* **Your objective**
Select each line where the word "React" appears.

====== Available data

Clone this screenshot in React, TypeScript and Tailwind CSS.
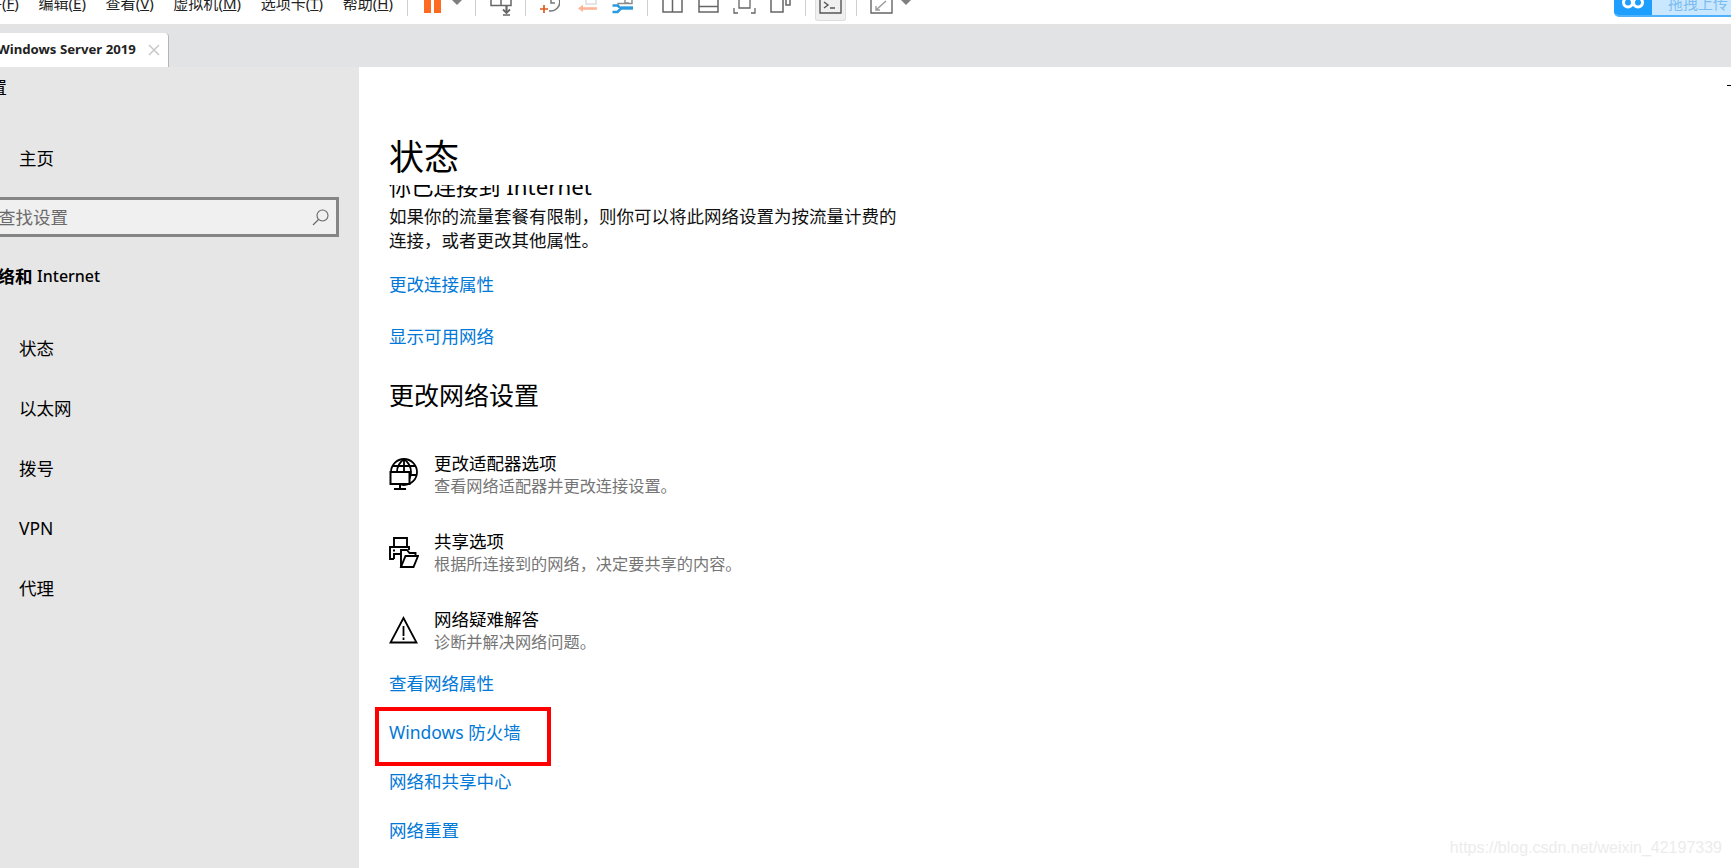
import React from 'react';

const font = { fontFamily: '"Noto Sans", "Noto Sans CJK SC", sans-serif' };

const Sep = ({ className }: { className: string }) => (
  <div className={`w-px h-[16px] shrink-0 bg-[#cfcfcf] ${className}`} />
);

const Caret = ({ className }: { className: string }) => (
  <svg className={`shrink-0 ${className}`} width="10" height="5" viewBox="0 0 10 5">
    <path d="M0 0h10L5 5z" fill="#7f7f7f" />
  </svg>
);

const MenuItem = ({ label, hot }: { label: string; hot: string }) => (
  <span className="shrink-0 whitespace-nowrap leading-[20px]">
    {label}(<span className="underline">{hot}</span>)
  </span>
);

const SideItem = ({ label, className = '' }: { label: string; className?: string }) => (
  <div className={`h-[60px] flex items-center pl-[19px] ${className}`}>{label}</div>
);

const Link = ({ label, className = '' }: { label: string; className?: string }) => (
  <div className={`h-[40px] flex items-center text-[#0078d7] ${className}`}>{label}</div>
);

const OptionRow = ({
  icon,
  title,
  sub,
  className = '',
}: {
  icon: React.ReactNode;
  title: string;
  sub: string;
  className?: string;
}) => (
  <div className={`flex ${className}`}>
    <div className="w-[45px] shrink-0 flex items-center">{icon}</div>
    <div className="flex flex-col">
      <div className="h-[24px] flex items-center text-black">{title}</div>
      <div className="h-[22px] flex items-center text-[16.2px] text-[#757575]">{sub}</div>
    </div>
  </div>
);

const Toolbar = () => (
  <div className="h-[26px] shrink-0 bg-white border-b-2 border-[#e3e3e3] flex items-start overflow-hidden">
    <div className="w-[421px] shrink-0 flex justify-between -ml-[28px] -mt-[7px] text-[15px] text-[#222]">
      <MenuItem label="文件" hot="F" />
      <MenuItem label="编辑" hot="E" />
      <MenuItem label="查看" hot="V" />
      <MenuItem label="虚拟机" hot="M" />
      <MenuItem label="选项卡" hot="T" />
      <MenuItem label="帮助" hot="H" />
    </div>
    <Sep className="ml-[14px]" />
    <svg className="ml-[16px] shrink-0" width="17" height="13" viewBox="0 0 17 13">
      <path d="M0 0h7v13H0zM10 0h7v13h-7z" fill="#ff6a22" />
    </svg>
    <Caret className="ml-[11px]" />
    <Sep className="ml-[13px]" />
    <svg className="ml-[14px] shrink-0" width="22" height="16" viewBox="0 0 22 16" fill="none" stroke="#666" strokeWidth="1.5">
      <path d="M1 0v5.500h20V0M11 0v5.500" />
      <path d="M16.500 5v7" strokeWidth="2.200" />
      <path d="M13 9.500l3.500 3.500L20 9.500" strokeWidth="1.800" />
      <path d="M13 15h7" />
    </svg>
    <Sep className="ml-[13px]" />
    <svg className="ml-[14px] shrink-0" width="20" height="14" viewBox="0 0 20 14" fill="none">
      <path d="M9 10.800A9 9 0 0 0 19.500 0M11 0v3h4" stroke="#777" strokeWidth="1.5" />
      <path d="M4 5v8M0 9h8" stroke="#e4581c" strokeWidth="1.700" />
    </svg>
    <svg className="ml-[17px] shrink-0" width="20" height="12" viewBox="0 0 20 12" fill="none">
      <path d="M9 0v4h10V0" stroke="#dcdcdc" strokeWidth="1.500" />
      <path d="M20 8.500H4" stroke="#ffb598" strokeWidth="2.600" />
      <path d="M6 4.500L1 8.500l5 3.500z" fill="#ffb598" />
    </svg>
    <svg className="ml-[15px] shrink-0" width="21" height="14" viewBox="0 0 21 14" fill="none">
      <path d="M6 6V3.500h14V0M13 0v3h4" stroke="#8a8a8a" strokeWidth="1.400" />
      <path d="M9 8h12" stroke="#2b9ae0" strokeWidth="3.400" />
      <path d="M0.500 5.500h5l3 2.500v1l-3 3h-5" stroke="#2b9ae0" strokeWidth="2.600" />
    </svg>
    <Sep className="ml-[14px]" />
    <svg className="ml-[14px] shrink-0" width="21" height="13" viewBox="0 0 21 13" fill="none" stroke="#666" strokeWidth="1.5">
      <path d="M1 0v12h19V0M10.500 0v12" />
    </svg>
    <svg className="ml-[15px] shrink-0" width="21" height="13" viewBox="0 0 21 13" fill="none" stroke="#666" strokeWidth="1.5">
      <path d="M1 0v12h19V0M1 6.500h19" />
    </svg>
    <svg className="ml-[14px] shrink-0" width="23" height="14" viewBox="0 0 23 14" fill="none" stroke="#666" strokeWidth="1.3">
      <path d="M6 0v8h11V0" />
      <path d="M1 8v5h4M22 8v5h-4" />
    </svg>
    <svg className="ml-[14px] shrink-0" width="21" height="13" viewBox="0 0 21 13" fill="none" stroke="#666" strokeWidth="1.5">
      <path d="M1 0v12h12V0M16 0v5h4V0" />
    </svg>
    <Sep className="ml-[14px]" />
    <div className="ml-[9px] w-[31px] h-[21px] shrink-0 bg-[#f0f0f0] border border-t-0 border-[#dedede] rounded-b-[3px] flex justify-center">
      <svg width="23" height="14" viewBox="0 0 23 14" fill="none" stroke="#555" strokeWidth="1.4">
        <path d="M1 0v13h21V0" />
        <path d="M5 2l4 3-4 3M11 8h5" />
      </svg>
    </div>
    <Sep className="ml-[10px]" />
    <svg className="ml-[13px] shrink-0" width="23" height="14" viewBox="0 0 23 14" fill="none" stroke="#666" strokeWidth="1.4">
      <path d="M1 0v13h21V0" />
      <path d="M6 10l10-9M6 6v4h4" stroke="#999" />
    </svg>
    <Caret className="ml-[8px]" />
    <div className="ml-auto w-[117px] h-[17px] shrink-0 flex bg-[#c9e8ff] border-b-2 border-[#4db2fb] rounded-bl-[5px] overflow-hidden">
      <div className="w-[38px] h-full shrink-0 bg-[#1e9fff] flex justify-center">
        <svg width="24" height="10" viewBox="0 0 24 10" fill="none" stroke="#fff" strokeWidth="3">
          <circle cx="7" cy="2.500" r="4.500" />
          <circle cx="17" cy="2.500" r="4.500" />
        </svg>
      </div>
      <span className="ml-[16px] -mt-[7px] text-[15px] leading-[20px] whitespace-nowrap text-[#7cbcf0]">拖拽上传</span>
    </div>
  </div>
);

const TabStrip = () => (
  <div className="h-[41px] shrink-0 bg-[#e2e3e5] flex items-end">
    <div className="w-[169px] h-[34px] bg-white border-r border-[#b5b5b5] rounded-tr-[4px] flex items-center overflow-hidden">
      <span className="-ml-[3px] text-[13.2px] font-bold text-[#222] whitespace-nowrap" style={{ fontFamily: '"Noto Sans", sans-serif' }}>
        Windows Server 2019
      </span>
      <svg className="ml-auto mr-[8px] shrink-0" width="12" height="12" viewBox="0 0 12 12" stroke="#c8c8c8" strokeWidth="1.5">
        <path d="M1 1l10 10M11 1L1 11" />
      </svg>
    </div>
  </div>
);

const Sidebar = () => (
  <div className="w-[359px] shrink-0 bg-[#e6e6e6] overflow-hidden text-[17.5px] text-black">
    <div className="h-[40px] flex items-center -ml-[28px]">设置</div>
    <SideItem label="主页" className="mt-[21px]" />
    <div className="mt-[9px] w-[339px] h-[40px] bg-[#f0f0f0] border-[3px] border-l-0 border-[#858585] flex items-center">
      <span className="-ml-[2px] text-[#6b6b6b] whitespace-nowrap">查找设置</span>
      <svg className="ml-auto mr-[7px]" width="17" height="17" viewBox="0 0 17 17" fill="none" stroke="#666" strokeWidth="1.1">
        <circle cx="10.500" cy="6.500" r="5.500" />
        <path d="M6.500 10.500L1 16" />
      </svg>
    </div>
    <div className="mt-[19px] h-[40px] flex items-center -ml-[20px] font-semibold whitespace-nowrap">
      网络和&nbsp;<span className="text-[16px] font-medium">Internet</span>
    </div>
    <SideItem label="状态" className="mt-[22px]" />
    <SideItem label="以太网" />
    <SideItem label="拨号" />
    <SideItem label="VPN" />
    <SideItem label="代理" />
  </div>
);

const Main = () => (
  <div className="flex-1 min-w-0 bg-white pl-[30px] relative flex flex-col text-[17.5px] text-[#111]">
    <div className="absolute right-0 top-[18px] w-[4px] h-px bg-black" />
    <div className="h-[118px] shrink-0 pt-[68px]">
      <h1 className="h-[44px] flex items-center text-[35px] text-black">状态</h1>
    </div>
    <div className="flex-1 min-h-0 overflow-hidden -ml-[14px] pl-[14px]">
      <div className="h-[30px] -mt-[13px] flex items-center text-[22.3px] text-black whitespace-nowrap">你已连接到 Internet</div>
      <div className="mt-[2px] leading-[24px]">
        <div className="h-[24px]">如果你的流量套餐有限制，则你可以将此网络设置为按流量计费的</div>
        <div className="h-[24px]">连接，或者更改其他属性。</div>
      </div>
      <Link label="更改连接属性" className="mt-[12px]" />
      <Link label="显示可用网络" className="mt-[12px]" />
      <h2 className="mt-[20px] h-[40px] flex items-center text-[25px] text-black">更改网络设置</h2>
      <OptionRow
        className="mt-[35px]"
        title="更改适配器选项"
        sub="查看网络适配器并更改连接设置。"
        icon={
          <svg width="29" height="32" viewBox="0 0 29 32" fill="none" stroke="#000" strokeWidth="1.800">
            <circle cx="15" cy="14" r="13" />
            <path d="M3 8h24M15 1v13M8 14c0-6 3-10 7-13 4 3 7 8 7 13 0 5-2 8-4 11M22 17h6" />
            <path d="M1.500 14h19v12h-19z" fill="#fff" strokeWidth="2" />
            <path d="M11 26v5M5 31h12" strokeWidth="2" />
          </svg>
        }
      />
      <OptionRow
        className="mt-[32px]"
        title="共享选项"
        sub="根据所连接到的网络，决定要共享的内容。"
        icon={
          <svg width="30" height="31" viewBox="0 0 30 31" fill="none" stroke="#000" strokeWidth="1.900">
            <path d="M5 10V1h13v9" />
            <path d="M5 22H1V10h19v3" />
            <path d="M5 22v-5h7M4 13.500h2" />
            <path d="M12 30V13h6l2.500 3h6v3" fill="#fff" />
            <path d="M12 30h12.500L29 19H16.500z" fill="#fff" />
          </svg>
        }
      />
      <OptionRow
        className="mt-[32px]"
        title="网络疑难解答"
        sub="诊断并解决网络问题。"
        icon={
          <svg width="29" height="28" viewBox="0 0 29 28" fill="none" stroke="#000" strokeWidth="1.800">
            <path d="M14.500 2L1.500 26.500h26z" />
            <path d="M14.500 10v10M14.500 21.500v2.500" />
          </svg>
        }
      />
      <Link label="查看网络属性" className="mt-[10px]" />
      <div className="relative mt-[9px]">
        <Link label="Windows 防火墙" />
        <div className="absolute -top-[5px] -left-[14px] w-[176px] h-[59px] border-4 border-[#ff0000]" />
      </div>
      <Link label="网络和共享中心" className="mt-[9px]" />
      <Link label="网络重置" className="mt-[9px]" />
    </div>
    <div
      className="absolute right-[9px] bottom-[8px] text-[16px] text-[#ececec] whitespace-nowrap"
      style={{ fontFamily: '"Liberation Sans", sans-serif' }}
    >
      https://blog.csdn.net/weixin_42197339
    </div>
  </div>
);

export default function App() {
  return (
    <div className="w-[1731px] h-[868px] overflow-hidden flex flex-col bg-white" style={font}>
      <Toolbar />
      <TabStrip />
      <div className="flex-1 min-h-0 flex">
        <Sidebar />
        <Main />
      </div>
    </div>
  );
}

============

* **Written answer**
Clone this screenshot in React, TypeScript and Tailwind CSS.
import React from 'react';
  icon: React.ReactNode;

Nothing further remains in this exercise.